Task objective: Locate every line below that contains the word "React" and copy it.

Records for the exercise:
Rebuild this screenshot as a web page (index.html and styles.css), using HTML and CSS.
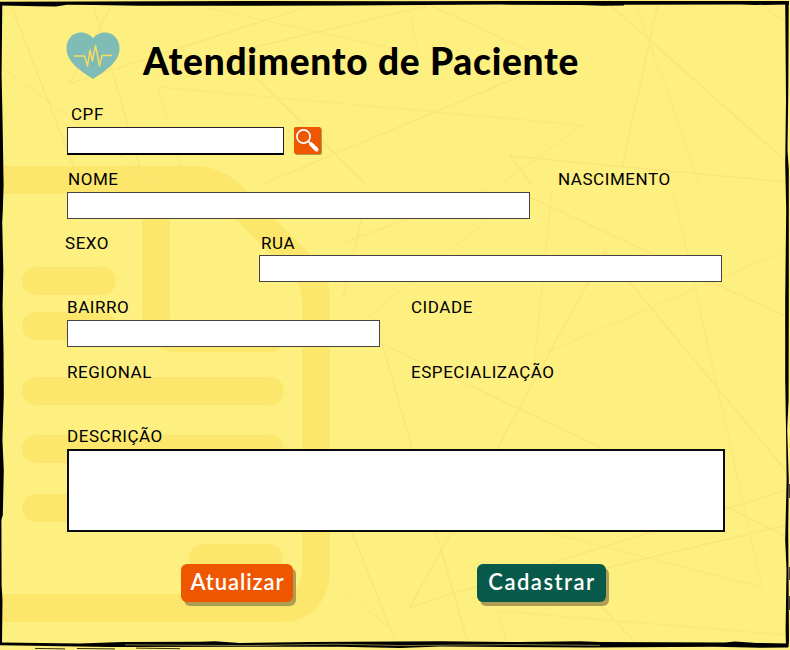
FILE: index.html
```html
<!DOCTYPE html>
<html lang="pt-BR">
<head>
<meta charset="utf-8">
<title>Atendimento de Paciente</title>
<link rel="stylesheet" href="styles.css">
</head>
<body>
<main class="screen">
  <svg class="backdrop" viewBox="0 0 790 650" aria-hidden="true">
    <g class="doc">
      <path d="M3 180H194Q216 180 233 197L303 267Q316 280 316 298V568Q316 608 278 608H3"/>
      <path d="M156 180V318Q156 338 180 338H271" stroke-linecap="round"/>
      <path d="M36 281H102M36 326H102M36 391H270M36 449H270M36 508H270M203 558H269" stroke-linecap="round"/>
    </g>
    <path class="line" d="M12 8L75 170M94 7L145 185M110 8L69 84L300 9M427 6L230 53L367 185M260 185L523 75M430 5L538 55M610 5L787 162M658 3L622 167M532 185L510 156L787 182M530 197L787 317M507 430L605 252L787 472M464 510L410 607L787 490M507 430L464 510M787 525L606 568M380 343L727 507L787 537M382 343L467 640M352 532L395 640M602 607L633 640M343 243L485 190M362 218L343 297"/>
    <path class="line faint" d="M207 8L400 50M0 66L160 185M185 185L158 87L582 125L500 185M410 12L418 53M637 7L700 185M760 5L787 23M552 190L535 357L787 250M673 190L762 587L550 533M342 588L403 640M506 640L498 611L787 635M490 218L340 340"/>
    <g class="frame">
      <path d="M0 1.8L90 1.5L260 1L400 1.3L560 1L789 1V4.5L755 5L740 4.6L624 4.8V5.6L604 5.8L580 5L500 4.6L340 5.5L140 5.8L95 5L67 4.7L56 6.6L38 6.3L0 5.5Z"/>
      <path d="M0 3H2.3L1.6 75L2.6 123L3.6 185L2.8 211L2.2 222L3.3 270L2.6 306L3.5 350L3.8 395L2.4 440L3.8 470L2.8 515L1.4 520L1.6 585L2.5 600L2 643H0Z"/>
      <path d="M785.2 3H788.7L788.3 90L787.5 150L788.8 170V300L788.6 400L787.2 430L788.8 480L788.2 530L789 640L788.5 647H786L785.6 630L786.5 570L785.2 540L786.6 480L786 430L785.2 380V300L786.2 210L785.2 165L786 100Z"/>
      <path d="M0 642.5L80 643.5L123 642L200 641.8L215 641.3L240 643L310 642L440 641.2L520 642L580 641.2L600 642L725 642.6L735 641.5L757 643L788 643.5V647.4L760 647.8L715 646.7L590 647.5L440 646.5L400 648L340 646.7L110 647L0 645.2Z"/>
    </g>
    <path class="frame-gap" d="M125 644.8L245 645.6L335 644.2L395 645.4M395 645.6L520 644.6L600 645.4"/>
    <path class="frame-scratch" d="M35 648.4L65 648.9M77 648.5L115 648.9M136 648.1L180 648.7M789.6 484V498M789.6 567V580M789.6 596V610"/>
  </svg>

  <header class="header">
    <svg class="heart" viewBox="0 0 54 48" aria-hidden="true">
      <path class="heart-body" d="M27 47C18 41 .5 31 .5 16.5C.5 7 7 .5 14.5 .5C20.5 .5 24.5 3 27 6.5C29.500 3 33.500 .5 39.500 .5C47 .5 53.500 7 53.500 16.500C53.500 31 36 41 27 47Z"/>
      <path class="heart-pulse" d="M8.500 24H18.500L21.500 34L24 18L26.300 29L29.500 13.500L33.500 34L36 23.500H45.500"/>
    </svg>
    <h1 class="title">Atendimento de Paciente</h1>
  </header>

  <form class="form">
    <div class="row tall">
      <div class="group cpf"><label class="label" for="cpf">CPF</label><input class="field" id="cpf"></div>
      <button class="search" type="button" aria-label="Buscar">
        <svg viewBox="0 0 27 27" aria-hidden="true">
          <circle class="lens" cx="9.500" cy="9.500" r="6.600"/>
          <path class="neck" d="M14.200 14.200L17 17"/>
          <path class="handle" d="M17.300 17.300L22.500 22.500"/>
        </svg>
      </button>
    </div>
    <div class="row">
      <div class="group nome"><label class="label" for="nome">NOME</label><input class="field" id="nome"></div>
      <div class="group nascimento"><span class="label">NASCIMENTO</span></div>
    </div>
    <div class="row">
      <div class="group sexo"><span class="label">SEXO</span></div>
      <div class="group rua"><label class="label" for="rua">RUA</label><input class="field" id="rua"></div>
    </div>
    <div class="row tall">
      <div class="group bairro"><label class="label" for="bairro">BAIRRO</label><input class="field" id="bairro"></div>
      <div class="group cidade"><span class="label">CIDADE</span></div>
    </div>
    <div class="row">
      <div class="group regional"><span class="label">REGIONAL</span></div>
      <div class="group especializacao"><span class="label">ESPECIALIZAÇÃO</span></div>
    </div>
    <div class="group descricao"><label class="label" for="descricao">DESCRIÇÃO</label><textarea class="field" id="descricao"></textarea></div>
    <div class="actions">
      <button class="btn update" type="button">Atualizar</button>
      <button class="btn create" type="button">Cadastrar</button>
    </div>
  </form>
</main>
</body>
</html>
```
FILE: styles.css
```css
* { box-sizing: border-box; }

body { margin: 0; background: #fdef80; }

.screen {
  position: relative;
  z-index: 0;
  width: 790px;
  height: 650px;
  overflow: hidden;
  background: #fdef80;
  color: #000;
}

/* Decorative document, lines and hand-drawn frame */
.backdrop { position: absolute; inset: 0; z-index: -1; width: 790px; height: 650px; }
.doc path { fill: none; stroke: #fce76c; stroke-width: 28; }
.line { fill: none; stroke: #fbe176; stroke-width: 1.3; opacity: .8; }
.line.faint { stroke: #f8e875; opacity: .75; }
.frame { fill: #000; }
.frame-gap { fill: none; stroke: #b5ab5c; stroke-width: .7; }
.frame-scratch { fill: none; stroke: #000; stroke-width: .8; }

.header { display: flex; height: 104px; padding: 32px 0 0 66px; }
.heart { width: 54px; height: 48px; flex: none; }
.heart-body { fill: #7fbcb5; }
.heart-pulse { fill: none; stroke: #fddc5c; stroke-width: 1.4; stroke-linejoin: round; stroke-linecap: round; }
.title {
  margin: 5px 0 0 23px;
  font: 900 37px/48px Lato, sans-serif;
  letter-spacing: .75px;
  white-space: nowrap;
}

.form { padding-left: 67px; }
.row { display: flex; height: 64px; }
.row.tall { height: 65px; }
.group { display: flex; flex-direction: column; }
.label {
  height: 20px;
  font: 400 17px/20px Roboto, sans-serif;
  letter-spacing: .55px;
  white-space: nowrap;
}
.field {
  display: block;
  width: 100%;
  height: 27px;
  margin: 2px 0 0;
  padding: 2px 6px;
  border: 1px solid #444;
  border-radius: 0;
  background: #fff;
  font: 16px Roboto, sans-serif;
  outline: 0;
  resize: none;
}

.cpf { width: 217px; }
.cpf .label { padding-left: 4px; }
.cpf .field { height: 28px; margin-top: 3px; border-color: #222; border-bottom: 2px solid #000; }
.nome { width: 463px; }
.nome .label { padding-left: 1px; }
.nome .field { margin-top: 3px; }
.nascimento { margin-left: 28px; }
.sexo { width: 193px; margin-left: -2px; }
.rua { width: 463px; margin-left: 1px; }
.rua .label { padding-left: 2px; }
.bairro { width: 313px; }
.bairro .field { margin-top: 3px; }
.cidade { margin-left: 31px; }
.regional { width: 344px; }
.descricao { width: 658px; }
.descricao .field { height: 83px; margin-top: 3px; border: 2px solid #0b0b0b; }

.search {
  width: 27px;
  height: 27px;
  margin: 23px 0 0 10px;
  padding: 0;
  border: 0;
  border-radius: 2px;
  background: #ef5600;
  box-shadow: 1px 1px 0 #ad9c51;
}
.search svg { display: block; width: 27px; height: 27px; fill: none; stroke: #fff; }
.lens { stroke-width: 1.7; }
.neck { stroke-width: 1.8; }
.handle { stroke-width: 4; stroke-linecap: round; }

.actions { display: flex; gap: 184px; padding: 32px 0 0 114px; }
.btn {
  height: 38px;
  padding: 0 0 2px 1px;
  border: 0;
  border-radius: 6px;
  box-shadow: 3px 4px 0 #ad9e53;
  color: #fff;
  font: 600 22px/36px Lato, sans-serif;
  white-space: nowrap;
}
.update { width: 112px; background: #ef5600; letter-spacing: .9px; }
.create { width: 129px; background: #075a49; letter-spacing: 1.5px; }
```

---

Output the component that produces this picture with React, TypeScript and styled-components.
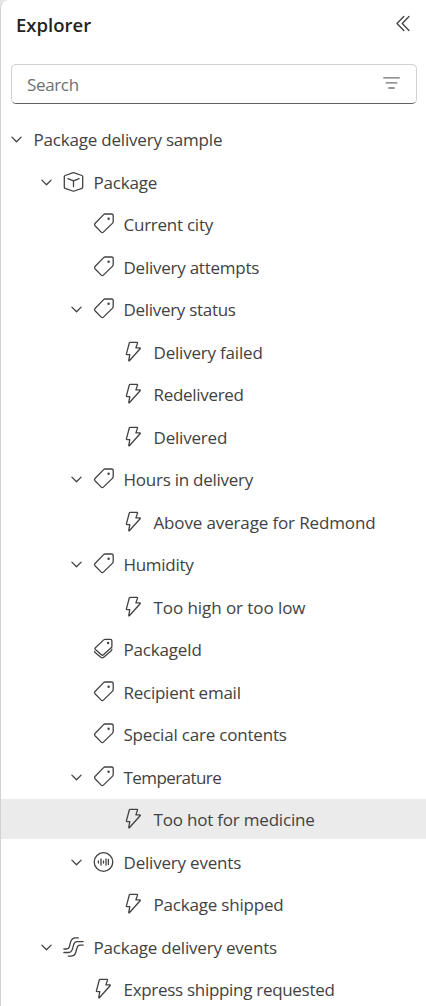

---

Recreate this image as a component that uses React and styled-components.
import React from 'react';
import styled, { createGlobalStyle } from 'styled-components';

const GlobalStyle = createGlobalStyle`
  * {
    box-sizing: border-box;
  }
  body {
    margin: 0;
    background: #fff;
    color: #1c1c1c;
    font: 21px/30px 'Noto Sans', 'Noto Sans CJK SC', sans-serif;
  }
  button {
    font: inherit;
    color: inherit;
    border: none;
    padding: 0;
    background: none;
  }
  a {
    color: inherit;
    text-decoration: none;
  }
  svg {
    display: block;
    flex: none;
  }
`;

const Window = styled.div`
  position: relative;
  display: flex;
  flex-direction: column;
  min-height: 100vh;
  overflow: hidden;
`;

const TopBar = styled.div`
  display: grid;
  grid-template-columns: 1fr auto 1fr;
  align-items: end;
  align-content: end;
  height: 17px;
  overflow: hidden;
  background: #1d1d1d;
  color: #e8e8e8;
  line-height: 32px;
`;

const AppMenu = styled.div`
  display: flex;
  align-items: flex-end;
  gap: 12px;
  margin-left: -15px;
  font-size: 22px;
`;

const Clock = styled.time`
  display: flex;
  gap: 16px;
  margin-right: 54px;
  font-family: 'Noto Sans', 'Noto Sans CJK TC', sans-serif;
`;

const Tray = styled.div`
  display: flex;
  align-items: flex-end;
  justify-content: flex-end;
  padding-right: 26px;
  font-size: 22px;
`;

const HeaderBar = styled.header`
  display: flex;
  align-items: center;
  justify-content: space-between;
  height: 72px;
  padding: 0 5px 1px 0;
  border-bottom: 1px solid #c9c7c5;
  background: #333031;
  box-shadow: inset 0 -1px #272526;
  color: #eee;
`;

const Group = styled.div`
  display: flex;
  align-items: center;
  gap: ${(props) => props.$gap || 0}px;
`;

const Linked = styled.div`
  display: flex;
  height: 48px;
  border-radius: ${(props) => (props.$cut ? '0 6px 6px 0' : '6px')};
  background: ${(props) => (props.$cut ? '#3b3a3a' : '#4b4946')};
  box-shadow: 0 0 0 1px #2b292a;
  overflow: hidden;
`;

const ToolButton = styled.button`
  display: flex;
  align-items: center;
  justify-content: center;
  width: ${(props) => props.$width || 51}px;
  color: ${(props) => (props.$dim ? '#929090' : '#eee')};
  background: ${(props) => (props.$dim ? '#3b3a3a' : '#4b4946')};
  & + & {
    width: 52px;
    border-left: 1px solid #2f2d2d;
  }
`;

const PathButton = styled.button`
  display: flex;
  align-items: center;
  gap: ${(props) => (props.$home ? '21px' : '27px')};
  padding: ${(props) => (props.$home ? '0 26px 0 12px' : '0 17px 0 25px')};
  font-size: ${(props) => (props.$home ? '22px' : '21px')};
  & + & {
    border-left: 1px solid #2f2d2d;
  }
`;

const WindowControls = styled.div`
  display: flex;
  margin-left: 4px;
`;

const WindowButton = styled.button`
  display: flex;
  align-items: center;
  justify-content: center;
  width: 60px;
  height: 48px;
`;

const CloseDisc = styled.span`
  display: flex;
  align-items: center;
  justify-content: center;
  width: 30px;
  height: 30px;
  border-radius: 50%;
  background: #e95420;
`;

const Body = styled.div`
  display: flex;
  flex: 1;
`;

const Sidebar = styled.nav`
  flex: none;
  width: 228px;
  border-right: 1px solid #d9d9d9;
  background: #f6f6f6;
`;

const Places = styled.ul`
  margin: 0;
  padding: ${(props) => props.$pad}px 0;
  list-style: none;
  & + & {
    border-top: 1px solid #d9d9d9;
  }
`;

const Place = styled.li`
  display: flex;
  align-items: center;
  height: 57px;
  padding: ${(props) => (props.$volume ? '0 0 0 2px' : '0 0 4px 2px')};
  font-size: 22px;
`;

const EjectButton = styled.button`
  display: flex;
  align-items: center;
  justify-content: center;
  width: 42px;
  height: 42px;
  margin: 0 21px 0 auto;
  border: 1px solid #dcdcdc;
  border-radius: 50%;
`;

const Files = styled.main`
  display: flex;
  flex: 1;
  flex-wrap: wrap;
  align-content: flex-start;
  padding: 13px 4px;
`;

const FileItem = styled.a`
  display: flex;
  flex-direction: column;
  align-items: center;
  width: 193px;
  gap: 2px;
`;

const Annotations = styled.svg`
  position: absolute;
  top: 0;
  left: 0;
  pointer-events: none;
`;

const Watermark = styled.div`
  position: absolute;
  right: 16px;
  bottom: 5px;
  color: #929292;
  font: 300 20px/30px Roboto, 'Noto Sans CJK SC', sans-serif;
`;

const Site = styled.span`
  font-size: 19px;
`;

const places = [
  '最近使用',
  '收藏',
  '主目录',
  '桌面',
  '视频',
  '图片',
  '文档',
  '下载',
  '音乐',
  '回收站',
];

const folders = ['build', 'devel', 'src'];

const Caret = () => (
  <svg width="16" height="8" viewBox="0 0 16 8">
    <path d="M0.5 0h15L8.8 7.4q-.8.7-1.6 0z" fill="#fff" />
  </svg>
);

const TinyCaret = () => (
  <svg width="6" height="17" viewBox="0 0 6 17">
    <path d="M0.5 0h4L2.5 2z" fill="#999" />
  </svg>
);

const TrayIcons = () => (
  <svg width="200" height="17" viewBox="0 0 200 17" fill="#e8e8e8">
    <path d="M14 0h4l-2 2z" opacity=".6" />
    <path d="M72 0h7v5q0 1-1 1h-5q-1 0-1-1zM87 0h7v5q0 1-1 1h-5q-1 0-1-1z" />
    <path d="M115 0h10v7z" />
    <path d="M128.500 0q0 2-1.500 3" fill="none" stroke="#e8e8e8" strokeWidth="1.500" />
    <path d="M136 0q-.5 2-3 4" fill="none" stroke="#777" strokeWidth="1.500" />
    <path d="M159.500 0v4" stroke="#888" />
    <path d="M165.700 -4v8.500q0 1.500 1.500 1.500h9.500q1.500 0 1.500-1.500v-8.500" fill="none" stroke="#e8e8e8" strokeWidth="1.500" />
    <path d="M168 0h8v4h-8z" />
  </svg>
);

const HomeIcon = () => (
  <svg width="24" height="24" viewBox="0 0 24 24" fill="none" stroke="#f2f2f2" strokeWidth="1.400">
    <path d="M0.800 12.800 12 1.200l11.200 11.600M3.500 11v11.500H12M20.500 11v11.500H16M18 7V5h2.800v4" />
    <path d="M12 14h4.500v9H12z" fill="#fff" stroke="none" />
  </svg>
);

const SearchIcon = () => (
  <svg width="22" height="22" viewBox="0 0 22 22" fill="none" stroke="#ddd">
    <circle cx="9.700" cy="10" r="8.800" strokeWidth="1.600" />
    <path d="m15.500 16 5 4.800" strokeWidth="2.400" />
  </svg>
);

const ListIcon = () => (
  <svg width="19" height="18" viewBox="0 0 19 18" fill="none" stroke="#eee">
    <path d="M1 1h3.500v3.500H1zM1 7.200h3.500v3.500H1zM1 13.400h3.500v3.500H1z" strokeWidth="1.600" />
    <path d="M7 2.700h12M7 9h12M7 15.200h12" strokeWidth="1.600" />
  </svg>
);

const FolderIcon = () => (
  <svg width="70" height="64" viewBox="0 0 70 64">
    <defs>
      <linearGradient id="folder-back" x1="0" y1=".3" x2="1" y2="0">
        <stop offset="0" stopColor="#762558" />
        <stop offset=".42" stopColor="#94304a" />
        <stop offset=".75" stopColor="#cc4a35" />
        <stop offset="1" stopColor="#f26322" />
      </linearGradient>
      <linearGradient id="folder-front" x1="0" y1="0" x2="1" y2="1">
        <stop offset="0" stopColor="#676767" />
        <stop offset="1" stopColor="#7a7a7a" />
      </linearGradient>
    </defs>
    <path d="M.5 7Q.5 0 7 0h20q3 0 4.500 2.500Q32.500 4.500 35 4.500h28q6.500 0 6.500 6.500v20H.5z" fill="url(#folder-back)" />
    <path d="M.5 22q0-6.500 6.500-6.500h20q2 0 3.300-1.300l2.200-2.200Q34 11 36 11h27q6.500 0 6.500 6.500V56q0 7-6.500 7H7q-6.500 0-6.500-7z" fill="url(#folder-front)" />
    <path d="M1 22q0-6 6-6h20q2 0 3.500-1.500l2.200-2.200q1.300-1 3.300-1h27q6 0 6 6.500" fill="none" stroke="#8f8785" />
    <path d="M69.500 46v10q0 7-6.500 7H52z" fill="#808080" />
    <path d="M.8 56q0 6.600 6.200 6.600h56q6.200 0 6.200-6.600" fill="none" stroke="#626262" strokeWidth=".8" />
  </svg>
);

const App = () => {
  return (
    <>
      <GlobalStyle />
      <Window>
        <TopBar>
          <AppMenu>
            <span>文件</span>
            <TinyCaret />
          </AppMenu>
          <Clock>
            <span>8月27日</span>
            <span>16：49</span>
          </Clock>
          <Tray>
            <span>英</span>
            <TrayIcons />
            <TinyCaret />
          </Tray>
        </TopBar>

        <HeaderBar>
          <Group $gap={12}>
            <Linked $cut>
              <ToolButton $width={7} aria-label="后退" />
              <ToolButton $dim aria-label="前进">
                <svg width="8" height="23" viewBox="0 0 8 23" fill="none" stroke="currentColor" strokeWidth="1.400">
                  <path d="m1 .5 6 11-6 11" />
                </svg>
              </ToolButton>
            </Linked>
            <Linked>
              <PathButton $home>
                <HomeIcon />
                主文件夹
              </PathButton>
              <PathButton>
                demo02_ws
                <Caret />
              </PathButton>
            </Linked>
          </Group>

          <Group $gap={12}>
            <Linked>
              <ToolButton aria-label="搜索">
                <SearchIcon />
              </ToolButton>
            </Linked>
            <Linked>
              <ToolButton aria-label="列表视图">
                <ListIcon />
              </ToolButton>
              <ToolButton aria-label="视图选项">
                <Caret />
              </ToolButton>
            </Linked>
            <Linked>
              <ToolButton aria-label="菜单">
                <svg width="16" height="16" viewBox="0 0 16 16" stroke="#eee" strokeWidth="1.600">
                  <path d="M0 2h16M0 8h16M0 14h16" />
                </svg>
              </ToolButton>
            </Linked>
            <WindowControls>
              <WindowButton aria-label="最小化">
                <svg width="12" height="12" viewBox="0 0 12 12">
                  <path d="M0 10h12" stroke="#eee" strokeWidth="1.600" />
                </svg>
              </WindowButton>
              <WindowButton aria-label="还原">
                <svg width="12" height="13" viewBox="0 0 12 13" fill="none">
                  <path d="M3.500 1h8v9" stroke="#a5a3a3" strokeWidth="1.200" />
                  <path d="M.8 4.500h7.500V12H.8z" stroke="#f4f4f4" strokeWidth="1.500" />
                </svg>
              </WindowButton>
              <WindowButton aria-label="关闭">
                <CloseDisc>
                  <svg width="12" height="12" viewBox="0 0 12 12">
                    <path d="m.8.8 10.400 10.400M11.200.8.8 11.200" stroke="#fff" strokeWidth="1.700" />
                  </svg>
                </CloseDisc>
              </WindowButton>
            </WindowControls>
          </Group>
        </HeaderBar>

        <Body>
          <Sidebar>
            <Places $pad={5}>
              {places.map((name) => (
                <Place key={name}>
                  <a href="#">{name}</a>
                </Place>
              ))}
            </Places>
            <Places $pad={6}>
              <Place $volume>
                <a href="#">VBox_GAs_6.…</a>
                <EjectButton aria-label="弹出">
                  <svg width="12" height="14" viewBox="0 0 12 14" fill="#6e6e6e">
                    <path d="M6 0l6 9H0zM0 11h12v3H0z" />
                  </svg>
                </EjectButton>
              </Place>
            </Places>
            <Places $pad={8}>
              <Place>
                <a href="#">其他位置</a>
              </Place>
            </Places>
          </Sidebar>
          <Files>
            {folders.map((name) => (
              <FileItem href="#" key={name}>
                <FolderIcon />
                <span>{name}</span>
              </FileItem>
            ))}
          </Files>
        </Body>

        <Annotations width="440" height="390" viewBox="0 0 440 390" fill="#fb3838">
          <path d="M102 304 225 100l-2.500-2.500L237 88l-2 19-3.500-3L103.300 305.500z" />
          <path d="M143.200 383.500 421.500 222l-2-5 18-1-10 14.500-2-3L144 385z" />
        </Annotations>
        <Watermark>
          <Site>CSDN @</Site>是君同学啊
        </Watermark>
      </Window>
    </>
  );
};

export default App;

Written answer:
Output the component that produces this picture with React, TypeScript and styled-components.
Recreate this image as a component that uses React and styled-components.
import React from 'react';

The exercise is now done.